Do you pay taxes on a house you inherit and then sell?

Generally only on the change in value after you inherited it. Because inherited property receives a step-up in basis to its value at the owner's death, selling it soon afterward for close to that value usually produces little or no taxable gain. Hold it for years and sell after further appreciation, and the gain since the date of death is taxable. Either way, the growth that happened during the original owner's lifetime is generally not taxed as capital gains.

How much can I give my child tax-free in 2026?

Up to 19,000 dollars per parent, per child, in 2026 with no gift tax filing at all, so a married couple can give a child 38,000 dollars a year. Larger gifts usually still cost nothing in tax; they just require filing a gift tax return and count against the 15 million dollar per-person lifetime exemption. What deserves more attention than the amounts is the asset: gifting highly appreciated property passes your old cost basis, and the built-in tax bill, to the recipient.

What is the federal estate tax exemption for 2026?

15 million dollars per person, or 30 million for a married couple with proper planning, under the tax law signed July 4th, 2025. Estates below those amounts owe no federal estate tax, which covers the vast majority of American families. Arizona and Nevada impose no state-level estate or inheritance tax on top of that. Exemption levels are set by law and can change, which is one reason estates anywhere near the line deserve professional attention.

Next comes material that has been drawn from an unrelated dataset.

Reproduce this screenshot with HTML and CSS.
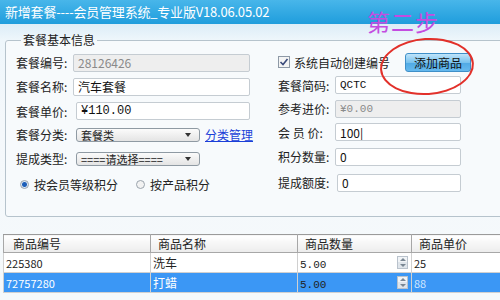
FILE: index.html
```html
<!DOCTYPE html>
<html lang="zh-CN">
<head>
    <meta charset="UTF-8">
    <title>新增套餐</title>
    <link rel="stylesheet" href="styles.css">
</head>
<body>
    <div class="window">
        <div class="titlebar">新增套餐----会员管理系统_专业版V18.06.05.02</div>
        <div class="step">第二步</div>
        <div class="content">
            <fieldset class="groupbox">
                <legend>套餐基本信息</legend>
                <div class="cols">
                    <div class="col col-left">
                        <div class="row r1"><label>套餐编号:</label><input class="txt w177" value="28126426" disabled></div>
                        <div class="row r2"><label>套餐名称:</label><input class="txt w177" value="汽车套餐"></div>
                        <div class="row r3"><label class="lw60">套餐单价:</label><input class="txt w174 money" value="¥110.00"></div>
                        <div class="row r4"><label class="lw60">套餐分类:</label><div class="select">套餐类<span class="arrow"></span></div><a class="link" href="#">分类管理</a></div>
                        <div class="row r5"><label class="lw60">提成类型:</label><div class="select">====请选择====<span class="arrow"></span></div></div>
                        <div class="row r6">
                            <span class="radio checked"></span><span class="opt">按会员等级积分</span>
                            <span class="radio second"></span><span class="opt">按产品积分</span>
                        </div>
                    </div>
                    <div class="col col-right">
                        <div class="row q1">
                            <span class="checkbox"><svg width="10" height="10" viewBox="0 0 10 10"><path d="M1.5 5 L4 7.5 L8.5 2" fill="none" stroke="#3a4a7a" stroke-width="1.6"/></svg></span>
                            <span class="opt">系统自动创建编号</span>
                            <button class="btn-add">添加商品</button>
                        </div>
                        <div class="row q2"><label>套餐简码:</label><input class="txt w126 mono" value="QCTC"></div>
                        <div class="row q3"><label>参考进价:</label><input class="txt w126 mono" value="¥0.00" disabled></div>
                        <div class="row q4"><label>会 员 价:</label><input class="txt w126" value="100|"></div>
                        <div class="row q5"><label>积分数量:</label><input class="txt w126" value="0"></div>
                        <div class="row q6"><label class="lw59">提成额度:</label><input class="txt w124" value="0"></div>
                    </div>
                </div>
            </fieldset>
            <div class="ellipse"></div>
            <table class="grid">
                <colgroup>
                    <col class="c1"><col class="c2"><col class="c3"><col class="c4">
                </colgroup>
                <thead>
                    <tr><th class="p9">商品编号</th><th>商品名称</th><th>商品数量</th><th>商品单价</th></tr>
                </thead>
                <tbody>
                    <tr>
                        <td>225380</td><td>洗车</td>
                        <td class="qty"><span>5.00</span><span class="spin"></span></td>
                        <td>25</td>
                    </tr>
                    <tr class="selected">
                        <td>72757280</td><td>打蜡</td>
                        <td class="qty"><span>5.00</span><span class="spin"></span></td>
                        <td class="price">88</td>
                    </tr>
                </tbody>
            </table>
        </div>
    </div>
</body>
</html>
```

FILE: styles.css
```css
/* window frame */
body {
    margin: 0;
    width: 500px;
    height: 300px;
    overflow: hidden;
    font-family: "Noto Sans CJK SC", "Liberation Sans", sans-serif;
    font-size: 12px;
    color: #222;
}
.window {
    position: relative;
    width: 500px;
    height: 300px;
    background: linear-gradient(#dcedf7 24px, #eef6fb 40px, #f4f8fb 120px, #f5f9fb);
}
.titlebar {
    height: 24px;
    line-height: 24px;
    padding-left: 5px;
    color: #fff;
    font-size: 13px;
    background: linear-gradient(#48b6ea, #1f9ddc);
    letter-spacing: -0.2px;
}
.step {
    position: absolute;
    left: 367px;
    top: 7px;
    color: #c44ce0;
    font-size: 23px;
    letter-spacing: 1px;
    line-height: 28px;
}
.content {
    padding: 9px 0 0 5px;
}

/* group box */
.groupbox {
    margin: 0;
    padding: 0 0 0 10px;
    width: 520px;
    height: 184px;
    box-sizing: border-box;
    border: 1px solid #b6c3cc;
    border-radius: 3px;
    background: #f7fafc;
}
.groupbox legend {
    padding: 0 2px;
    margin-left: 5px;
    line-height: 14px;
    font-size: 12px;
    color: #222;
}
.cols {
    display: flex;
    margin-top: 4px;
}
.col {
    display: flex;
    flex-direction: column;
}
.col-left {
    width: 262px;
}
.col-right {
    width: 200px;
}
.row {
    display: flex;
    align-items: center;
}
.r1 { height: 23px; }
.r2 { height: 25px; }
.r3 { height: 24px; }
.r4 { height: 23px; }
.r5 { height: 25px; }
.r6 { height: 26px; padding-left: 4px; }
.q1 { height: 22px; }
.q2 { height: 24px; }
.q3 { height: 23px; }
.q4 { height: 24px; }
.q5 { height: 25px; }
.q6 { height: 27px; }
label {
    width: 57px;
    flex: none;
    white-space: nowrap;
}
.lw60 { width: 60px; }
.lw59 { width: 59px; }
.txt {
    box-sizing: border-box;
    height: 18px;
    padding: 0 4px;
    border: 1px solid #c5ccd2;
    border-radius: 2px;
    background: #fff;
    font-family: "Noto Sans CJK SC", "Liberation Sans", sans-serif;
    font-size: 12px;
    color: #111;
}
.txt:disabled {
    background: #eeeeee;
    color: #8a8a8a;
}
.w177 { width: 177px; }
.w174 { width: 174px; }
.w126 { width: 126px; }
.w124 { width: 124px; }
.mono { font-family: "Liberation Mono", monospace; font-size: 11px; }
.money { font-family: "Liberation Mono", monospace; font-size: 12px; }
.select {
    position: relative;
    box-sizing: border-box;
    width: 124px;
    height: 14px;
    line-height: 12px;
    padding-left: 4px;
    border: 1px solid #8f9aa3;
    border-radius: 3px;
    background: linear-gradient(#fbfbfb, #e4e4e4);
    font-size: 11px;
}
.arrow {
    position: absolute;
    right: 8px;
    top: 4px;
    border-left: 3px solid transparent;
    border-right: 3px solid transparent;
    border-top: 4px solid #333;
}
.link {
    margin-left: 5px;
    color: #1a3fd8;
    text-decoration: underline;
}
.radio {
    width: 9px;
    height: 9px;
    box-sizing: border-box;
    border: 1px solid #9aa4ad;
    border-radius: 50%;
    background: #f2f2f2;
    margin-right: 5px;
}
.radio.checked {
    background: radial-gradient(circle, #1e5fb8 2px, #dde8f5 3px);
}
.radio.second {
    margin-left: 18px;
}
.checkbox {
    display: flex;
    align-items: center;
    justify-content: center;
    width: 12px;
    height: 12px;
    box-sizing: border-box;
    border: 1px solid #8e99a6;
    background: #f4f4f4;
    margin-right: 4px;
}
.btn-add {
    margin-left: 15px;
    width: 66px;
    height: 19px;
    padding: 0;
    border: 1px solid #3f8fc8;
    border-radius: 3px;
    background: linear-gradient(#bfe4fa, #79c2ee 50%, #4fa9e4 51%, #66b9ee);
    font-family: "Noto Sans CJK SC", sans-serif;
    font-size: 12px;
    color: #111;
}

/* red marker */
.ellipse {
    position: absolute;
    left: 380px;
    top: 38px;
    width: 90px;
    height: 53px;
    border: 2px solid #e2302a;
    border-radius: 50%;
    transform: rotate(-4deg);
}

/* product grid */
.grid {
    margin: 17px 0 0 -2px;
    width: 520px;
    border-collapse: collapse;
    table-layout: fixed;
    background: #fff;
    font-size: 11px;
}
.c1 { width: 147px; }
.c2 { width: 147px; }
.c3 { width: 114px; }
.grid th {
    height: 17px;
    padding: 0 0 0 7px;
    text-align: left;
    font-weight: normal;
    font-size: 12px;
    border: 1px solid #a7a7a7;
    border-top-color: #9a9a9a;
    background: linear-gradient(#ffffff, #ececec);
}
.grid th.p9 { padding-left: 9px; }
.grid td {
    height: 19px;
    padding: 0 0 0 2px;
    border: 1px solid #d0d0d0;
    border-top: 0;
    white-space: nowrap;
}
.grid td:nth-child(2) { font-size: 12px; }
.grid .qty {
    padding: 0;
}
.qty {
    position: relative;
}
.qty span:first-child {
    padding-left: 2px;
    font-family: "Liberation Mono", monospace;
}
.spin {
    position: absolute;
    right: 3px;
    top: 3px;
    width: 11px;
    height: 13px;
    box-sizing: border-box;
    border: 1px solid #b9c2cc;
    background: linear-gradient(#f1f4f7 50%, #dfe5eb 50%);
}
.spin::before, .spin::after {
    content: "";
    position: absolute;
    left: 2px;
    border-left: 3px solid transparent;
    border-right: 3px solid transparent;
}
.spin::before {
    top: 1px;
    border-bottom: 3px solid #7a8794;
}
.spin::after {
    bottom: 1px;
    border-top: 3px solid #7a8794;
}
.selected td {
    background: #3b97f5;
    color: #fff;
}
.selected .qty {
    color: #222;
}
.selected .price {
    color: #cfe6ff;
}
```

That closes The Fourth Color. Three days, three ideas: real estate has become the fourth color of money for many families, and it deserves a plan of its own. The tax bill lives at the exits, and the exit you choose, sale, gift, or inheritance, can change what your family keeps by six figures. And the fears and rumors people carry, the over-65 exemption that no longer exists, the estate tax that mostly no longer applies, are often exactly backwards from where the real money is won and lost, in basis records, timing, and the choice between deed and will. Every family's answer is different, and the difference is knowable in advance. If your balance sheet has some purple on it, sit down with someone who prices all three exits before you walk through one. Our team at American Retirement Advisors is at 602-281-3898. Thank you for spending the holiday weekend with us.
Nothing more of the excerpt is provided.